Every seed that sprouts in the dark earth, needs pushing power to brake it’s hull, to break through the earth and start its life cycle as part of the natural world.
I believe that for us women to befriend our pushing power, is not just a personal issue, I see a strong collective component in this as well.
At a symbolic level the Earth is our Mother, and as a collective, humanity is raping her. (Tom Kenyon)
There is a great bias against the feminine or yin principle of life. We call it patriarchy. However I strongly agree with Ashley Judd that:
Patriarchy is not about boys and men. It is a system we all participate in.
I strongly believe that in order to create a sustainable, socially just and spiritually fulfilling future on this planet we need to bring the yin and yang energies into balance.
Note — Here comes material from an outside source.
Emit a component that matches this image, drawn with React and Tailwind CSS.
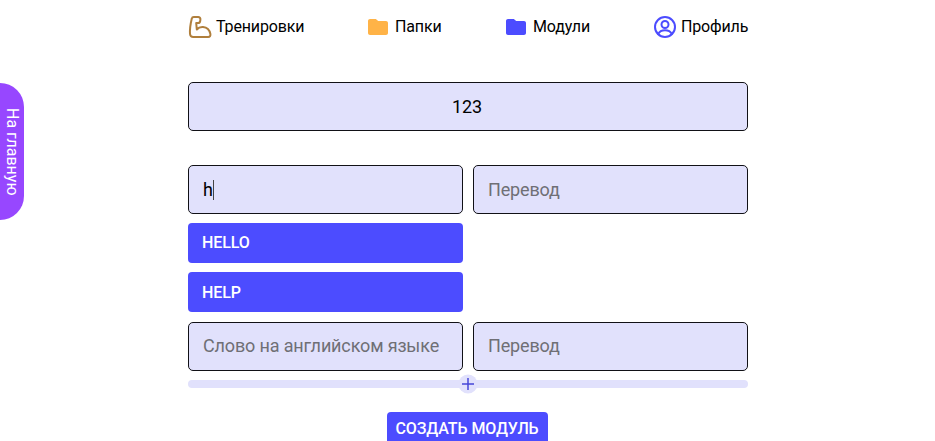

There is a lot of work to do for us individually and collectively.
I believe that befriending our pushing power is a part of the work many of us women have to do. The topic is complex and it might be messy. It easily triggers fears that are related to emotional hurts, cultural biases, taboos and all kinds of issues. However, facing those issues is a part of the healing that is so desperately needed. Staying in the comfort zone might not even be an option. Things are changing so rapidly, even our nearest future is getting more and more uncertain.
I see live as a dance, a dance between the polarities of duality, a dance between control and surrender, flexibility and assertiveness. There are no easy answers, no easy to follow guidelines, no one-size-fits-all formula. It’s a dance I want to embrace more and more wholeheartedly. I am passionate about the beauty of life, the beauty of nature, the outer nature and our true inner nature. The future has lost its certainty but that makes every moment so much more precious. I see every day as a gift, I marvel at the many blessings that I have in my life, I soar often and willingly.
Living with an open heart makes live deep and rich, it transform the ordinary into the marvelous miracle that live is in its very essence. Living with an open heart is also challenging because I feel so much more than I ever did before. There is so much suffering that is going on, so much cruelty in the way we treat ourselves, each other and the natural world, so much abuse that is happening on so many levels. It is hard to see and feel that. It’s a struggle. But the pain I feel comes from the love for live, from my passion for life and my deep commitment to be a part of the change, be a part of the solution in whatever way possible and I hope that my contribution is that of a whole person.